─── DATA LINES ───
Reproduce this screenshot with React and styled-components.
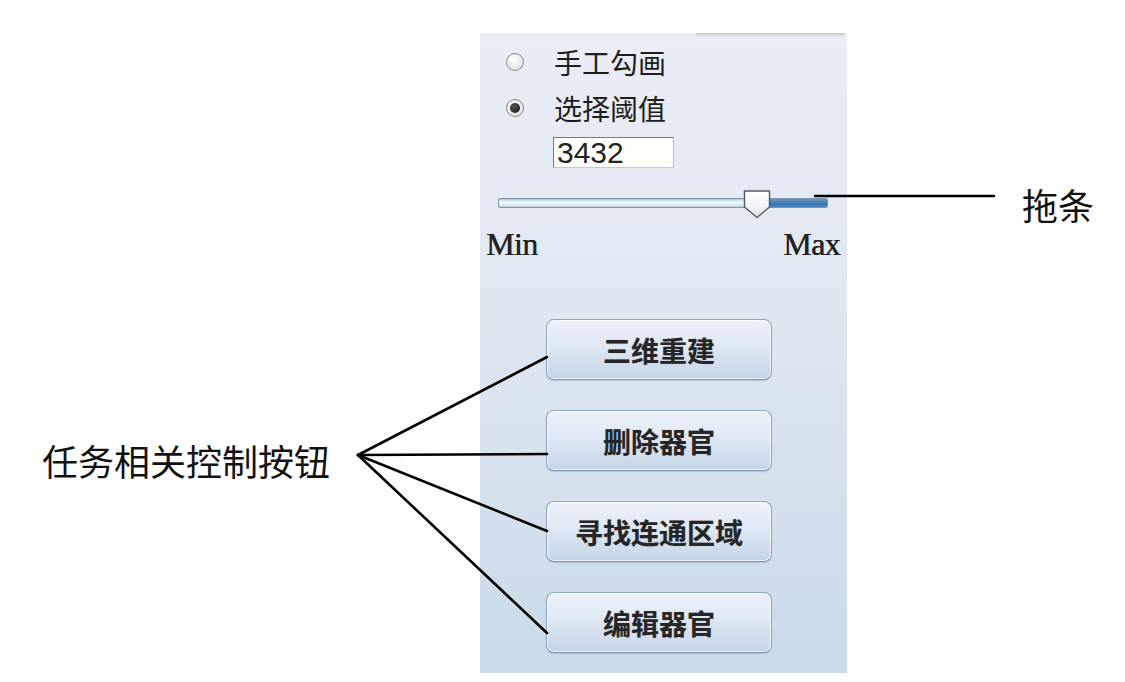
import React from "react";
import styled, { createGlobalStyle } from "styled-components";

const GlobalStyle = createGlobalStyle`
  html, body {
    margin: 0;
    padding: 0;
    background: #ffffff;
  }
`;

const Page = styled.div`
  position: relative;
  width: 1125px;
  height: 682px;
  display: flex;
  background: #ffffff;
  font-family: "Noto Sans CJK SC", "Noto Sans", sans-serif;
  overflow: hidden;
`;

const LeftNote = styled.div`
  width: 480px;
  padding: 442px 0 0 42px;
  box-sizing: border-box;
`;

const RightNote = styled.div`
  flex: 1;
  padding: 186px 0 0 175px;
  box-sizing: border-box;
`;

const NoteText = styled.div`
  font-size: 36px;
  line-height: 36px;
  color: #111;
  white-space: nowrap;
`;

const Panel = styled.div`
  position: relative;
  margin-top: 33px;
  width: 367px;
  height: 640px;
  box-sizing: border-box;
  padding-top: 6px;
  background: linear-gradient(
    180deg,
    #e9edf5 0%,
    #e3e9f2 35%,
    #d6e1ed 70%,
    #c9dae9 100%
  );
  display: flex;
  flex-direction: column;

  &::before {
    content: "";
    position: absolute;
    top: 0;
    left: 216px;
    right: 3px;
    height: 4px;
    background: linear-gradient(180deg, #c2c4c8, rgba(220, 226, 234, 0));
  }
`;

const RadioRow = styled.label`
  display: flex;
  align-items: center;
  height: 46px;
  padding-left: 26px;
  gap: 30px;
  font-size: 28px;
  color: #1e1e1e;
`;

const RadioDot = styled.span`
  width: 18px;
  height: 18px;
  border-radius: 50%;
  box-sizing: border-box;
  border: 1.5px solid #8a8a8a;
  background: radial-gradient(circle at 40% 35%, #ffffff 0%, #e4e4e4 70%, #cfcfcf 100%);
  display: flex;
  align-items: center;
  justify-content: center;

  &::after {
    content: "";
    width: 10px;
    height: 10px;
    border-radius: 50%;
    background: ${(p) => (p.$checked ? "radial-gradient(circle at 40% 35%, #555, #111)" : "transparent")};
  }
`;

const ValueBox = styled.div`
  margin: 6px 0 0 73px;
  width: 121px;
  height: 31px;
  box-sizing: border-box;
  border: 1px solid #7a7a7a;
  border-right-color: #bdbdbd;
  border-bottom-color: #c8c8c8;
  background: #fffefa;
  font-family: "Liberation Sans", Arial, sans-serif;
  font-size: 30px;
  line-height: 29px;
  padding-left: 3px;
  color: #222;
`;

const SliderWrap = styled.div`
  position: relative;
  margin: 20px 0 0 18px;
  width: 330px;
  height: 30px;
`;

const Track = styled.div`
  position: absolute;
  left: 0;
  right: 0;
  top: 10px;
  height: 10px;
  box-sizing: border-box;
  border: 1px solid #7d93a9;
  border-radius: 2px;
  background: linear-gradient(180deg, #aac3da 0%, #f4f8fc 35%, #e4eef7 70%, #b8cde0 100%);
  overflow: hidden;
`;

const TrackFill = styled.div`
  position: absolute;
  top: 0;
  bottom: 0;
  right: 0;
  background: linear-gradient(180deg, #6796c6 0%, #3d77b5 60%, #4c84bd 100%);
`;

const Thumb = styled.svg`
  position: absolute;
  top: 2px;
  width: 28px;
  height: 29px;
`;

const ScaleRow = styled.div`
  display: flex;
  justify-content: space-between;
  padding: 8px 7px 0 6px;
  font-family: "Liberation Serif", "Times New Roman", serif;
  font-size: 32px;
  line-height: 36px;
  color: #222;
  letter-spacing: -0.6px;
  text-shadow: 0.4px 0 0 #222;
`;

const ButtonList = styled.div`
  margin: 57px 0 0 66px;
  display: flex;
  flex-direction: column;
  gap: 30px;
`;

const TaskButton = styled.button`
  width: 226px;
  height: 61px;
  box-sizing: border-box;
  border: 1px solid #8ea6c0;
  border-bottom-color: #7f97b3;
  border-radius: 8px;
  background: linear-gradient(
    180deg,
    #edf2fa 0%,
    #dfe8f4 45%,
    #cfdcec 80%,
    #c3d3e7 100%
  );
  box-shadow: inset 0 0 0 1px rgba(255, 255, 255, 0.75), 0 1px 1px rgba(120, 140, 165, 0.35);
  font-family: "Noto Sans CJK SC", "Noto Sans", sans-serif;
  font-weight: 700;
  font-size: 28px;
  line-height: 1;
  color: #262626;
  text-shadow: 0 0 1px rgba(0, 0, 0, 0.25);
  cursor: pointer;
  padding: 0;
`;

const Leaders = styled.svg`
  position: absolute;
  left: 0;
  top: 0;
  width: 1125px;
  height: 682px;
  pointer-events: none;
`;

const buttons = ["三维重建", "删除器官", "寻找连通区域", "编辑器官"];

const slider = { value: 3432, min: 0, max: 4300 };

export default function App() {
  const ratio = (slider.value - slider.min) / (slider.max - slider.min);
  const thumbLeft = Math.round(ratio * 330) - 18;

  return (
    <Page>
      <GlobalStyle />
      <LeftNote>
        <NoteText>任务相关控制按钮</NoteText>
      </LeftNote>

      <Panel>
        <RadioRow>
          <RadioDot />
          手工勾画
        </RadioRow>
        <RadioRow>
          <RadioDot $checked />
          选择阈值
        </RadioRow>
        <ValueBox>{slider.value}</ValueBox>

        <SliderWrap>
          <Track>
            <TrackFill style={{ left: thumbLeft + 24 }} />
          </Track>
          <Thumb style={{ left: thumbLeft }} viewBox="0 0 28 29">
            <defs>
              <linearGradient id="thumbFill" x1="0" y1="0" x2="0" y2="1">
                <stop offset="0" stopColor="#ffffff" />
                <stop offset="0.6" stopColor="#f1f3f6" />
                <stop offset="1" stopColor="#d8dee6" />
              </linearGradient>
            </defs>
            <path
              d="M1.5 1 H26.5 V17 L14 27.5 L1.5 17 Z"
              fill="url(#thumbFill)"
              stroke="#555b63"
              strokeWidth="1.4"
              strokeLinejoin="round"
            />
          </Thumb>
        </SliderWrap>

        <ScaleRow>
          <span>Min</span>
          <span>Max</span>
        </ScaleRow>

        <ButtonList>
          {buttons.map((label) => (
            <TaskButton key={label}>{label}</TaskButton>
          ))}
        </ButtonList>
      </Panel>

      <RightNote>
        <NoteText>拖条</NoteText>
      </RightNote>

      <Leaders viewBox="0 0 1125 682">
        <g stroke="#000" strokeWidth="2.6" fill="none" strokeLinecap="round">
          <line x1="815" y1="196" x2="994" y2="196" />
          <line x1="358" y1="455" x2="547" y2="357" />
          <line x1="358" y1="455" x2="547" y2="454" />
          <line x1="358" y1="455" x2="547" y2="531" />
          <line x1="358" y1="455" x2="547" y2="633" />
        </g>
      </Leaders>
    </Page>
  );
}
───
▸ TASK DETAILS
All the lines above are to be given again exactly as they read, with the pictures removed.

▸ RIGHT ANSWER
Reproduce this screenshot with React and styled-components.
import React from "react";
import styled, { createGlobalStyle } from "styled-components";

const GlobalStyle = createGlobalStyle`
  html, body {
    margin: 0;
    padding: 0;
    background: #ffffff;
  }
`;

const Page = styled.div`
  position: relative;
  width: 1125px;
  height: 682px;
  display: flex;
  background: #ffffff;
  font-family: "Noto Sans CJK SC", "Noto Sans", sans-serif;
  overflow: hidden;
`;

const LeftNote = styled.div`
  width: 480px;
  padding: 442px 0 0 42px;
  box-sizing: border-box;
`;

const RightNote = styled.div`
  flex: 1;
  padding: 186px 0 0 175px;
  box-sizing: border-box;
`;

const NoteText = styled.div`
  font-size: 36px;
  line-height: 36px;
  color: #111;
  white-space: nowrap;
`;

const Panel = styled.div`
  position: relative;
  margin-top: 33px;
  width: 367px;
  height: 640px;
  box-sizing: border-box;
  padding-top: 6px;
  background: linear-gradient(
    180deg,
    #e9edf5 0%,
    #e3e9f2 35%,
    #d6e1ed 70%,
    #c9dae9 100%
  );
  display: flex;
  flex-direction: column;

  &::before {
    content: "";
    position: absolute;
    top: 0;
    left: 216px;
    right: 3px;
    height: 4px;
    background: linear-gradient(180deg, #c2c4c8, rgba(220, 226, 234, 0));
  }
`;

const RadioRow = styled.label`
  display: flex;
  align-items: center;
  height: 46px;
  padding-left: 26px;
  gap: 30px;
  font-size: 28px;
  color: #1e1e1e;
`;

const RadioDot = styled.span`
  width: 18px;
  height: 18px;
  border-radius: 50%;
  box-sizing: border-box;
  border: 1.5px solid #8a8a8a;
  background: radial-gradient(circle at 40% 35%, #ffffff 0%, #e4e4e4 70%, #cfcfcf 100%);
  display: flex;
  align-items: center;
  justify-content: center;

  &::after {
    content: "";
    width: 10px;
    height: 10px;
    border-radius: 50%;
    background: ${(p) => (p.$checked ? "radial-gradient(circle at 40% 35%, #555, #111)" : "transparent")};
  }
`;

const ValueBox = styled.div`
  margin: 6px 0 0 73px;
  width: 121px;
  height: 31px;
  box-sizing: border-box;
  border: 1px solid #7a7a7a;
  border-right-color: #bdbdbd;
  border-bottom-color: #c8c8c8;
  background: #fffefa;
  font-family: "Liberation Sans", Arial, sans-serif;
  font-size: 30px;
  line-height: 29px;
  padding-left: 3px;
  color: #222;
`;

const SliderWrap = styled.div`
  position: relative;
  margin: 20px 0 0 18px;
  width: 330px;
  height: 30px;
`;

const Track = styled.div`
  position: absolute;
  left: 0;
  right: 0;
  top: 10px;
  height: 10px;
  box-sizing: border-box;
  border: 1px solid #7d93a9;
  border-radius: 2px;
  background: linear-gradient(180deg, #aac3da 0%, #f4f8fc 35%, #e4eef7 70%, #b8cde0 100%);
  overflow: hidden;
`;

const TrackFill = styled.div`
  position: absolute;
  top: 0;
  bottom: 0;
  right: 0;
  background: linear-gradient(180deg, #6796c6 0%, #3d77b5 60%, #4c84bd 100%);
`;

const Thumb = styled.svg`
  position: absolute;
  top: 2px;
  width: 28px;
  height: 29px;
`;

const ScaleRow = styled.div`
  display: flex;
  justify-content: space-between;
  padding: 8px 7px 0 6px;
  font-family: "Liberation Serif", "Times New Roman", serif;
  font-size: 32px;
  line-height: 36px;
  color: #222;
  letter-spacing: -0.6px;
  text-shadow: 0.4px 0 0 #222;
`;

const ButtonList = styled.div`
  margin: 57px 0 0 66px;
  display: flex;
  flex-direction: column;
  gap: 30px;
`;

const TaskButton = styled.button`
  width: 226px;
  height: 61px;
  box-sizing: border-box;
  border: 1px solid #8ea6c0;
  border-bottom-color: #7f97b3;
  border-radius: 8px;
  background: linear-gradient(
    180deg,
    #edf2fa 0%,
    #dfe8f4 45%,
    #cfdcec 80%,
    #c3d3e7 100%
  );
  box-shadow: inset 0 0 0 1px rgba(255, 255, 255, 0.75), 0 1px 1px rgba(120, 140, 165, 0.35);
  font-family: "Noto Sans CJK SC", "Noto Sans", sans-serif;
  font-weight: 700;
  font-size: 28px;
  line-height: 1;
  color: #262626;
  text-shadow: 0 0 1px rgba(0, 0, 0, 0.25);
  cursor: pointer;
  padding: 0;
`;

const Leaders = styled.svg`
  position: absolute;
  left: 0;
  top: 0;
  width: 1125px;
  height: 682px;
  pointer-events: none;
`;

const buttons = ["三维重建", "删除器官", "寻找连通区域", "编辑器官"];

const slider = { value: 3432, min: 0, max: 4300 };

export default function App() {
  const ratio = (slider.value - slider.min) / (slider.max - slider.min);
  const thumbLeft = Math.round(ratio * 330) - 18;

  return (
    <Page>
      <GlobalStyle />
      <LeftNote>
        <NoteText>任务相关控制按钮</NoteText>
      </LeftNote>

      <Panel>
        <RadioRow>
          <RadioDot />
          手工勾画
        </RadioRow>
        <RadioRow>
          <RadioDot $checked />
          选择阈值
        </RadioRow>
        <ValueBox>{slider.value}</ValueBox>

        <SliderWrap>
          <Track>
            <TrackFill style={{ left: thumbLeft + 24 }} />
          </Track>
          <Thumb style={{ left: thumbLeft }} viewBox="0 0 28 29">
            <defs>
              <linearGradient id="thumbFill" x1="0" y1="0" x2="0" y2="1">
                <stop offset="0" stopColor="#ffffff" />
                <stop offset="0.6" stopColor="#f1f3f6" />
                <stop offset="1" stopColor="#d8dee6" />
              </linearGradient>
            </defs>
            <path
              d="M1.5 1 H26.5 V17 L14 27.5 L1.5 17 Z"
              fill="url(#thumbFill)"
              stroke="#555b63"
              strokeWidth="1.4"
              strokeLinejoin="round"
            />
          </Thumb>
        </SliderWrap>

        <ScaleRow>
          <span>Min</span>
          <span>Max</span>
        </ScaleRow>

        <ButtonList>
          {buttons.map((label) => (
            <TaskButton key={label}>{label}</TaskButton>
          ))}
        </ButtonList>
      </Panel>

      <RightNote>
        <NoteText>拖条</NoteText>
      </RightNote>

      <Leaders viewBox="0 0 1125 682">
        <g stroke="#000" strokeWidth="2.6" fill="none" strokeLinecap="round">
          <line x1="815" y1="196" x2="994" y2="196" />
          <line x1="358" y1="455" x2="547" y2="357" />
          <line x1="358" y1="455" x2="547" y2="454" />
          <line x1="358" y1="455" x2="547" y2="531" />
          <line x1="358" y1="455" x2="547" y2="633" />
        </g>
      </Leaders>
    </Page>
  );
}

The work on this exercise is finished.